--- DATASET EXCERPT ---

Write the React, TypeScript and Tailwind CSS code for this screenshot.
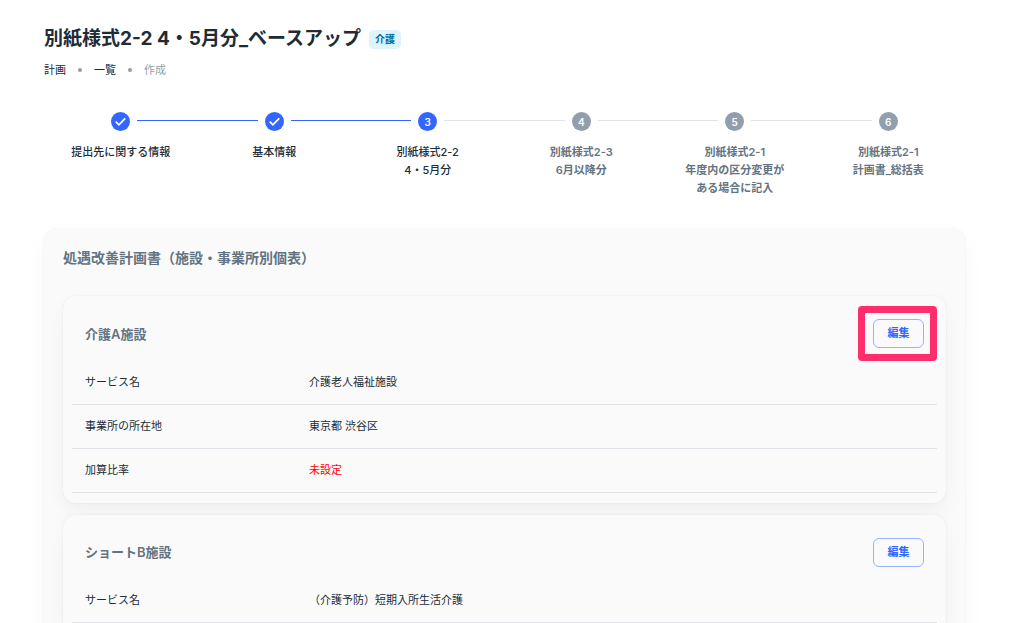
import { clsx } from "clsx";

type StepState = "done" | "current" | "upcoming";

const STEPS: { lines: string[]; state: StepState }[] = [
  { lines: ["提出先に関する情報"], state: "done" },
  { lines: ["基本情報"], state: "done" },
  { lines: ["別紙様式2-2", "4・5月分"], state: "current" },
  { lines: ["別紙様式2-3", "6月以降分"], state: "upcoming" },
  { lines: ["別紙様式2-1", "年度内の区分変更が", "ある場合に記入"], state: "upcoming" },
  { lines: ["別紙様式2-1", "計画書_総括表"], state: "upcoming" },
];

type Row = { label: string; value: string; missing?: boolean };

const FACILITIES: { name: string; highlighted?: boolean; rows: Row[] }[] = [
  {
    name: "介護A施設",
    highlighted: true,
    rows: [
      { label: "サービス名", value: "介護老人福祉施設" },
      { label: "事業所の所在地", value: "東京都 渋谷区" },
      { label: "加算比率", value: "未設定", missing: true },
    ],
  },
  {
    name: "ショートB施設",
    rows: [{ label: "サービス名", value: "（介護予防）短期入所生活介護" }],
  },
];

function Breadcrumbs() {
  return (
    <nav aria-label="パンくず" className="mt-2">
      <ol className="flex items-center text-[11px] leading-[18px] text-[#212b36]">
        <li>
          <a href="#plan">計画</a>
        </li>
        <li aria-hidden="true" className="mx-3 size-1 rounded-full bg-[#919eab]" />
        <li>
          <a href="#list">一覧</a>
        </li>
        <li aria-hidden="true" className="mx-3 size-1 rounded-full bg-[#919eab]" />
        <li aria-current="page" className="text-[#919eab]">
          作成
        </li>
      </ol>
    </nav>
  );
}

function StepIcon({ state, index }: { state: StepState; index: number }) {
  if (state === "done") {
    return (
      <svg viewBox="2 2 20 20" className="size-[19px] text-[#3366ff]" aria-hidden="true">
        <circle cx="12" cy="12" r="10" fill="currentColor" />
        <path d="M7 12.2l3.3 3.3 6.7-6.7" fill="none" stroke="#fff" strokeWidth="1.9" />
      </svg>
    );
  }
  return (
    <span
      className={clsx(
        "flex size-[19px] items-center justify-center rounded-full text-[10px] leading-none font-semibold text-white",
        state === "current" ? "bg-[#3366ff]" : "bg-[#919eab]",
      )}
    >
      {index + 1}
    </span>
  );
}

/** Each step draws its two half connectors, so lines meet at the column edges. */
function Stepper() {
  return (
    <ol className="mt-[33px] grid min-h-[89px] grid-cols-6">
      {STEPS.map(({ lines, state }, i) => {
        const next = STEPS[i + 1];
        return (
          <li key={i} className="flex flex-col items-center">
            <div className="flex w-full gap-[7px]">
              <span
                className={clsx(
                  "mt-2 h-px flex-1",
                  i > 0 && (state === "upcoming" ? "bg-[#dfe3e8]" : "bg-[#3366ff]"),
                )}
              />
              <StepIcon state={state} index={i} />
              <span
                className={clsx(
                  "mt-2 h-px flex-1",
                  next && (next.state === "upcoming" ? "bg-[#dfe3e8]" : "bg-[#3366ff]"),
                )}
              />
            </div>
            <p
              className={clsx(
                "mt-3 text-center text-[11px] leading-[18px]",
                state === "upcoming" ? "font-semibold text-[#637381]" : "font-medium text-[#212b36]",
              )}
            >
              {lines.map((line) => (
                <span key={line} className="block whitespace-nowrap">
                  {line}
                </span>
              ))}
            </p>
          </li>
        );
      })}
    </ol>
  );
}

function FacilityCard({ name, highlighted, rows }: (typeof FACILITIES)[number]) {
  return (
    <article className="rounded-[13px] bg-[#fafafa] px-[9px] pb-[10px] shadow-[0_0_2px_rgba(145,158,171,0.2),0_10px_20px_-3px_rgba(145,158,171,0.12)]">
      <header className="flex items-center justify-between px-[13px] pt-[23px] pb-3">
        <h3 className="text-[13px] leading-5 font-semibold text-[#637381]">{name}</h3>
        <div className="relative">
          <button
            type="button"
            className="block h-[29px] w-[51px] rounded-md border border-[#99b2ff] text-[11px] font-bold text-[#3366ff]"
          >
            編集
          </button>
          {highlighted && (
            <span className="pointer-events-none absolute -inset-y-[13px] -right-[13px] -left-[15px] rounded-sm border-[7px] border-[#ff2d6b]" />
          )}
        </div>
      </header>
      <table className="w-full table-fixed border-collapse text-[11px] leading-[18px] text-[#212b36]">
        <tbody>
          {rows.map((row) => (
            <tr key={row.label} className="h-11 border-b border-[#dfe3e8]">
              <th scope="row" className="w-[224px] px-[13px] text-left font-normal">
                {row.label}
              </th>
              <td className={clsx("px-[13px]", row.missing && "text-[#ff0000]")}>{row.value}</td>
            </tr>
          ))}
        </tbody>
      </table>
    </article>
  );
}

export default function App() {
  return (
    <main
      lang="ja"
      className="min-h-screen bg-white pt-[25px] pr-[71px] pl-11 font-['Inter','Noto_Sans_CJK_JP',sans-serif] text-[#212b36]"
    >
      <div className="flex items-center gap-2">
        <h1 className="text-[19px] leading-7 font-bold">別紙様式2-2 4・5月分_ベースアップ</h1>
        <span className="rounded-[5px] bg-[#def3fb] px-1.5 text-[10px] leading-[19px] font-bold text-[#006c9c]">
          介護
        </span>
      </div>
      <Breadcrumbs />
      <Stepper />

      <section className="mt-7 rounded-[13px] bg-[#fafafa] px-[19px] pt-[18px] pb-5 shadow-[0_0_2px_rgba(145,158,171,0.2),0_10px_20px_-3px_rgba(145,158,171,0.12)]">
        <h2 className="text-sm leading-[22px] font-semibold text-[#637381]">
          処遇改善計画書（施設・事業所別個表）
        </h2>
        <div className="mt-[27px] flex flex-col gap-3">
          {FACILITIES.map((facility) => (
            <FacilityCard key={facility.name} {...facility} />
          ))}
        </div>
      </section>
    </main>
  );
}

---

Copy nothing but the lines from the top of the data down to the line containing "string; value: string;", and leave the pictures out.

ANSWER FOR THIS EXERCISE
Write the React, TypeScript and Tailwind CSS code for this screenshot.
import { clsx } from "clsx";

type StepState = "done" | "current" | "upcoming";

const STEPS: { lines: string[]; state: StepState }[] = [
  { lines: ["提出先に関する情報"], state: "done" },
  { lines: ["基本情報"], state: "done" },
  { lines: ["別紙様式2-2", "4・5月分"], state: "current" },
  { lines: ["別紙様式2-3", "6月以降分"], state: "upcoming" },
  { lines: ["別紙様式2-1", "年度内の区分変更が", "ある場合に記入"], state: "upcoming" },
  { lines: ["別紙様式2-1", "計画書_総括表"], state: "upcoming" },
];

type Row = { label: string; value: string; missing?: boolean };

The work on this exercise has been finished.